DATA:
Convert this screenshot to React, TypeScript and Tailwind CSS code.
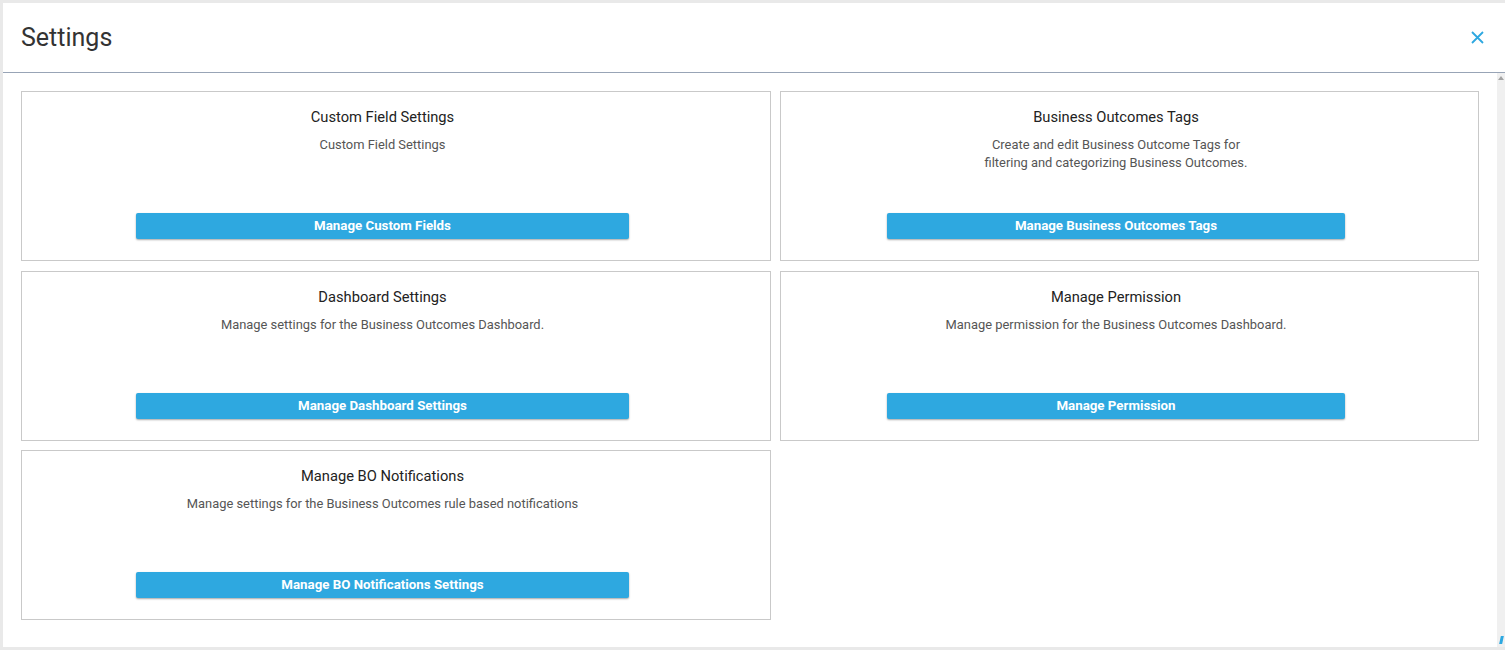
const cards = [
  {
    title: 'Custom Field Settings',
    desc: ['Custom Field Settings'],
    button: 'Manage Custom Fields',
  },
  {
    title: 'Business Outcomes Tags',
    desc: ['Create and edit Business Outcome Tags for', 'filtering and categorizing Business Outcomes.'],
    button: 'Manage Business Outcomes Tags',
  },
  {
    title: 'Dashboard Settings',
    desc: ['Manage settings for the Business Outcomes Dashboard.'],
    button: 'Manage Dashboard Settings',
  },
  {
    title: 'Manage Permission',
    desc: ['Manage permission for the Business Outcomes Dashboard.'],
    button: 'Manage Permission',
  },
  {
    title: 'Manage BO Notifications',
    desc: ['Manage settings for the Business Outcomes rule based notifications'],
    button: 'Manage BO Notifications Settings',
  },
]

function SettingCard({ title, desc, button }: { title: string; desc: string[]; button: string }) {
  return (
    <div className="h-[170px] border border-[#c9c9c9] bg-white flex flex-col items-center pt-[15px] pr-[27px]">
      <div className="text-[14.7px] leading-[20px] text-[#222]">{title}</div>
      <div className="mt-[9px] text-[12.9px] leading-[18px] text-[#555] text-center">
        {desc.map((line) => (
          <div key={line}>{line}</div>
        ))}
      </div>
      <button className="mt-auto mb-[21px] w-[68.5%] h-[26px] rounded-[2px] bg-[#2ea8e0] text-white text-[13.3px] font-bold shadow-[0_1px_2px_rgba(0,0,0,0.35)]">
        {button}
      </button>
    </div>
  )
}

export default function App() {
  return (
    <div
      className="w-[1505px] h-[650px] bg-[#e9e9e9] pt-[3px] pl-[3px] pb-[3px]"
      style={{ fontFamily: 'Roboto, "Liberation Sans", sans-serif' }}
    >
      <div className="h-full bg-white flex flex-col">
        {/* header */}
        <div className="h-[70px] shrink-0 flex items-center justify-between pl-[18px] pr-[21px] border-b border-[#98a4b6]">
          <h1 className="text-[25px] text-[#333] leading-none">Settings</h1>
          <svg width="13" height="13" viewBox="0 0 13 13" className="text-[#2ea8e0]">
            <path d="M1 1 L12 12 M12 1 L1 12" stroke="currentColor" strokeWidth="1.8" />
          </svg>
        </div>

        {/* body */}
        <div className="flex flex-1 min-h-0">
          <div className="flex-1 pt-[18px] pl-[18px]">
            <div className="grid grid-cols-[750px_699px] gap-x-[9px] gap-y-[9.5px]">
              {cards.map((c) => (
                <SettingCard key={c.title} {...c} />
              ))}
            </div>
          </div>
          <div className="w-[8px] bg-[#f0f0f0] flex flex-col items-center justify-between py-[3px]">
            <div className="w-0 h-0 border-l-[3px] border-r-[3px] border-b-[4px] border-l-transparent border-r-transparent border-b-[#a3a3a3]" />
            <div className="w-[3px] h-[8px] bg-[#2ea8e0] -skew-x-12" />
          </div>
        </div>
      </div>
    </div>
  )
}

GIVEN REQUEST: Every line is to be duplicated exactly, though pictures stay out.

CORRECT RESPONSE:
Convert this screenshot to React, TypeScript and Tailwind CSS code.
const cards = [
  {
    title: 'Custom Field Settings',
    desc: ['Custom Field Settings'],
    button: 'Manage Custom Fields',
  },
  {
    title: 'Business Outcomes Tags',
    desc: ['Create and edit Business Outcome Tags for', 'filtering and categorizing Business Outcomes.'],
    button: 'Manage Business Outcomes Tags',
  },
  {
    title: 'Dashboard Settings',
    desc: ['Manage settings for the Business Outcomes Dashboard.'],
    button: 'Manage Dashboard Settings',
  },
  {
    title: 'Manage Permission',
    desc: ['Manage permission for the Business Outcomes Dashboard.'],
    button: 'Manage Permission',
  },
  {
    title: 'Manage BO Notifications',
    desc: ['Manage settings for the Business Outcomes rule based notifications'],
    button: 'Manage BO Notifications Settings',
  },
]

function SettingCard({ title, desc, button }: { title: string; desc: string[]; button: string }) {
  return (
    <div className="h-[170px] border border-[#c9c9c9] bg-white flex flex-col items-center pt-[15px] pr-[27px]">
      <div className="text-[14.7px] leading-[20px] text-[#222]">{title}</div>
      <div className="mt-[9px] text-[12.9px] leading-[18px] text-[#555] text-center">
        {desc.map((line) => (
          <div key={line}>{line}</div>
        ))}
      </div>
      <button className="mt-auto mb-[21px] w-[68.5%] h-[26px] rounded-[2px] bg-[#2ea8e0] text-white text-[13.3px] font-bold shadow-[0_1px_2px_rgba(0,0,0,0.35)]">
        {button}
      </button>
    </div>
  )
}

export default function App() {
  return (
    <div
      className="w-[1505px] h-[650px] bg-[#e9e9e9] pt-[3px] pl-[3px] pb-[3px]"
      style={{ fontFamily: 'Roboto, "Liberation Sans", sans-serif' }}
    >
      <div className="h-full bg-white flex flex-col">
        {/* header */}
        <div className="h-[70px] shrink-0 flex items-center justify-between pl-[18px] pr-[21px] border-b border-[#98a4b6]">
          <h1 className="text-[25px] text-[#333] leading-none">Settings</h1>
          <svg width="13" height="13" viewBox="0 0 13 13" className="text-[#2ea8e0]">
            <path d="M1 1 L12 12 M12 1 L1 12" stroke="currentColor" strokeWidth="1.8" />
          </svg>
        </div>

        {/* body */}
        <div className="flex flex-1 min-h-0">
          <div className="flex-1 pt-[18px] pl-[18px]">
            <div className="grid grid-cols-[750px_699px] gap-x-[9px] gap-y-[9.5px]">
              {cards.map((c) => (
                <SettingCard key={c.title} {...c} />
              ))}
            </div>
          </div>
          <div className="w-[8px] bg-[#f0f0f0] flex flex-col items-center justify-between py-[3px]">
            <div className="w-0 h-0 border-l-[3px] border-r-[3px] border-b-[4px] border-l-transparent border-r-transparent border-b-[#a3a3a3]" />
            <div className="w-[3px] h-[8px] bg-[#2ea8e0] -skew-x-12" />
          </div>
        </div>
      </div>
    </div>
  )
}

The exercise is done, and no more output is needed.